Terming bank frauds as scars on the Indian economy, Finance Minister Arun Jaitley on Saturday said the business community must move towards the “habit of doing ethical business”, and warned that consequences of not following ethical practices will be a “commercial and civil death as far as their business are concerned.”
In the backdrop of Punjab National Bank detecting a Rs 11,400 crore loan fraud allegedly by diamond traders Nirav Modi and Mehul Choksi, Jaitley also expressed concerns on the bank managements, auditing systems and the supervisory agencies for not playing their roles properly.
Indicating lapses on the part of the Reserve Bank of India, he said “unfortunately in the Indian system, we politicians are accountable, the regulators are not.”
The finance minister said the government may tighten the laws to deal with people who run out of the country after defrauding banks. “The Indian businesses have to realise it has to be in the habit of doing ethical business which I think needs to be introduced. Those who deviate from that cause must always remember that the consequences will not only be commercial and civil death as far as their businesses are concerned but the law would be tightened further, if necessary, in order to find out where they are and what is the extreme action that law permits against such delinquent persons,” he said at the Global Business Summit organised by The Economic Times newspaper.

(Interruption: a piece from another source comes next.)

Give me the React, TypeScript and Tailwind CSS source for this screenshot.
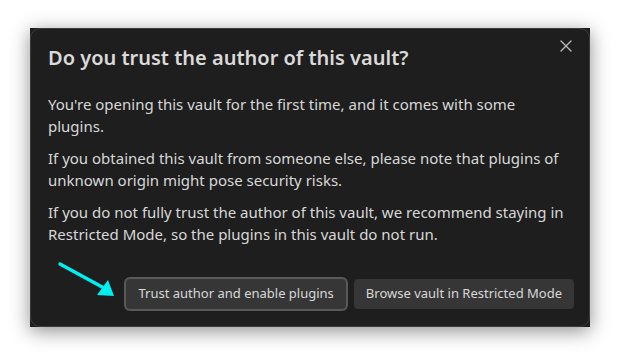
import React from 'react';

const font = { fontFamily: '"Noto Sans", "Open Sans", sans-serif' };

function CloseIcon() {
  return (
    <svg width="12" height="12" viewBox="0 0 12 12" className="text-[#b8b8b8]">
      <path d="M1 1 L11 11 M11 1 L1 11" stroke="currentColor" strokeWidth="1.4" strokeLinecap="round" />
    </svg>
  );
}

function PointerArrow() {
  return (
    <svg width="64" height="40" viewBox="0 0 64 40" className="absolute left-[56px] top-[258px]">
      <path d="M4 6 L48 30" stroke="#00f0f0" strokeWidth="3.5" strokeLinecap="round" />
      <path d="M58 38 L41 37 L52 22 Z" fill="#00f0f0" />
    </svg>
  );
}

export default function App() {
  return (
    <div className="relative h-[360px] w-[620px] bg-white pl-[30px] pt-[28px]" style={font}>
      <div className="h-[299px] w-[560px] bg-[#1e1e1e] shadow-[0_4px_18px_rgba(0,0,0,0.45)]">
        <div className="flex h-full flex-col rounded-[10px] border border-[#3c3c3c] pl-[17px] pr-[15px] pt-[14px] pb-[15px]">
          <div className="flex items-start justify-between">
            <h1 className="text-[20px] font-semibold leading-[30px] text-[#dadada]">
              Do you trust the author of this vault?
            </h1>
            <button type="button" className="mr-[-2px] mt-[-7px] p-1">
              <CloseIcon />
            </button>
          </div>
          <div className="mt-[20px] flex flex-col gap-[10px] text-[15px] leading-[22px] text-[#d8d8d8]">
            <p>You're opening this vault for the first time, and it comes with some plugins.</p>
            <p>
              If you obtained this vault from someone else, please note that plugins of unknown origin might pose
              security risks.
            </p>
            <p>
              If you do not fully trust the author of this vault, we recommend staying in Restricted Mode, so the
              plugins in this vault do not run.
            </p>
          </div>
          <div className="mt-auto flex items-center justify-end gap-[6px]">
            <button
              type="button"
              className="h-[34px] rounded-[6px] border-2 border-[#595959] bg-[#363636] px-[12px] text-[13px] text-[#d8d8d8]"
            >
              Trust author and enable plugins
            </button>
            <button
              type="button"
              className="h-[30px] rounded-[4px] bg-[#363636] px-[12px] text-[13px] text-[#d8d8d8]"
            >
              Browse vault in Restricted Mode
            </button>
          </div>
        </div>
      </div>
      <PointerArrow />
    </div>
  );
}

With increase in instances of willful defaulters gaming the banking system, Jaitley said the non-performing assets were a result of both business failure and diversion of funds by companies.
“Bank frauds which have now come to surface if you periodically have this kind of incidences, I think the entire effort of Ease Of Doing Business itself goes into the background and therefore these are scars on the economy which take the front seat,” he said.
Jaitley questioned both the role of the regulator and the bank management in not being able to detect the fraud.
“Ultimately if a fraud is taking place in multiple branches of banking system and you don’t have a single employee who raises a red flag doesn’t that become worrisome for the country as a whole? And similarly if you had top managements who were indifferent to what was going on, or were unaware of what was going on, you had at least multiple layers of auditing system which chose to either look the other way or do a casual job. You had inadequate supervision. Therefore I think who did what, will eventually find out in the course of investigation,” he said.
On the role of regulators, Jaitley said: “Regulators have a very important function, regulators ultimately decide the rules of the game and regulators have to have a third-eye which is to be perpetually be open. But unfortunately in the Indian system, we politicians are accountable, the regulators are not.”
Section 35, Section 35A, Section 36 and Section 36 AA of the Banking Regulation Act empower the RBI to inspect banks and their books, caution or prohibit banks in relation to transactions, scrutinise returns and statements of banks and, if required, remove the top managerial personnel working in a manner detrimental to the interests of the depositors.
The finance minister added that the Insolvency and Bankruptcy Code (IBC) was changing the lender-borrower relationship and bringing in credit discipline.
“I think a whole sea change which is undergoing is creditor-lender-borrower relationship. Because the old concept that monies once borrowed may or may not be returned. That unethical practice which existed in India I think, it is something that needs to come to an end. And today we are seeing a significant change taking place and the process which follows it now has to be extremely transparent and objective,” he said.
Jaitley said corporate insolvency resolution process under the IBC is “proving to be reasonably transparent and objective.”